Given that string "between" extraction is such a common operation, will adding a focused and simplified String method make coding pleasant ?
This is my solution but probably someone can provide better and efficient implementation.
# self: String instance,
# from: String -> first 'from' String
# to: String -> first 'to' String found after 'from'
# ignore_case: Boolean -> to indicate case-sensitive search
# from_index: Integer -> Position of 'From' string to start search from
# return string between from and to, which exclude the argument, nil otherwise.
def between(from, to, ignore_case: false, from_index: 0)
str = self
str, from, to = str.downcase, from.downcase, to.downcase if ignore_case
from_idx = str.index(from, from_index)&.+(from.length)
if from_idx
to_idx = str.index(to, from_idx)
return str[from_idx...to_idx] if to_idx
end
nil
end
Test case
"Hello world".between("ell", "ld") => "o wor"
"Testing 123".between("Te", "123") => "sting "
"Testing 123".between("te", "123") => nil
"Testing 123".between("te", "123", ignore_case: true) => "sting "

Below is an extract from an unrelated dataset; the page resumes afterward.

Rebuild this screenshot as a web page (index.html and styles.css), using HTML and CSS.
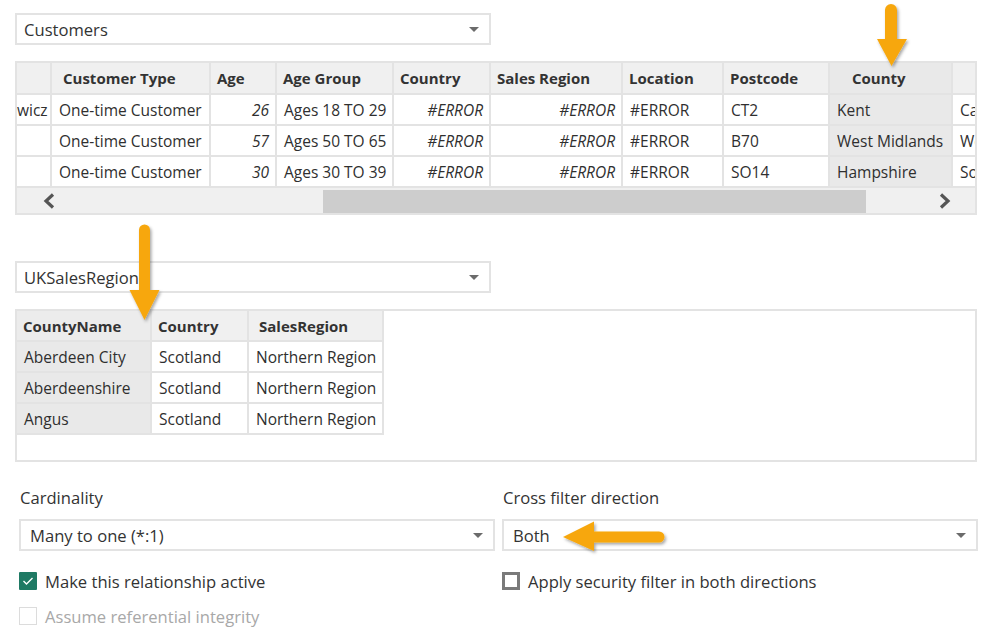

"Testing 123".between("te", "123", from_index: 3) => nil
Updated by macdevign (Macdevign mac) almost 6 years ago
- Description updated (diff)
Updated by shevegen (Robert A. Heiler) almost 6 years ago
Hmmm. I don't have a preference here since I can find arguments in favour or against
this. It's fairly easily possible to use a regex so .between (or any other name to
extract the substring between two boundaries) is not that necessary; on the other hand
it may be simpler to use an "officially approved" method.
If you feel strongly about your proposal you could propose it for mention during a
developer meeting at:
https://bugs.ruby-lang.org/issues/15462
(In ~a week or so from now on.)
Then you may get matz' opinion about the proposal, both feature-wise and API/name wise.
Updated by duerst (Martin Dürst) almost 6 years ago
macdevign (Macdevign mac) wrote:
Given that string "between" extraction is such a common operation,
Can you back that up with some additional information/data? For example, do you know other programming languages that have such a function/method?
I haven't had the need for such a method, and use cases I can think of very quickly need additional or different parameters (such as xth occurrence, between (Regexp) patterns rather than simple strings, before or after a string,...), which suggests to me that solving this specific problem with the general regular expression functionality already in Ruby.
Updated by macdevign (Macdevign mac) almost 6 years ago
duerst (Martin Dürst) wrote:
macdevign (Macdevign mac) wrote:
Given that string "between" extraction is such a common operation,
Can you back that up with some additional information/data? For example, do you know other programming languages that have such a function/method?
I haven't had the need for such a method, and use cases I can think of very quickly need additional or different parameters (such as xth occurrence, between (Regexp) patterns rather than simple strings, before or after a string,...), which suggests to me that solving this specific problem with the general regular expression functionality already in Ruby.
Yes, I agree that there is regex that can do the work in Ruby.
I use it quite often in data scraping and oftn wonder why need to resort to regex and worry about escaping regex character ?
There is many ways to do the extraction (eg regex) but if there is standard way and convenient way, I wonder why reinvent our own ? I like the way Ruby provide us the creativity to solve the problem, but such simple "common" task should be simpler :}
Compare to the other languages, I believe Ruby and Python are one of those scripting languages commonly used for data scraping, and it will help if there is simple method facilitate such extraction.
Just googling the for "extract between " for language such as python, javascript, java, etc, one can see this is common question,
If other languages didn't provide it, probably Ruby can set the catalyst for other language to include it ?
Readability wise, extraction through method seems easier on the eyes, but that could be just me :}
"The quick brown fox jumps over the lazy dog"[/jumps(.+)dog/,1] # regex
"The quick brown fox jumps over the lazy dog".between("jumps", "dog") # method
thank
Updated by macdevign (Macdevign mac) almost 6 years ago
- Description updated (diff)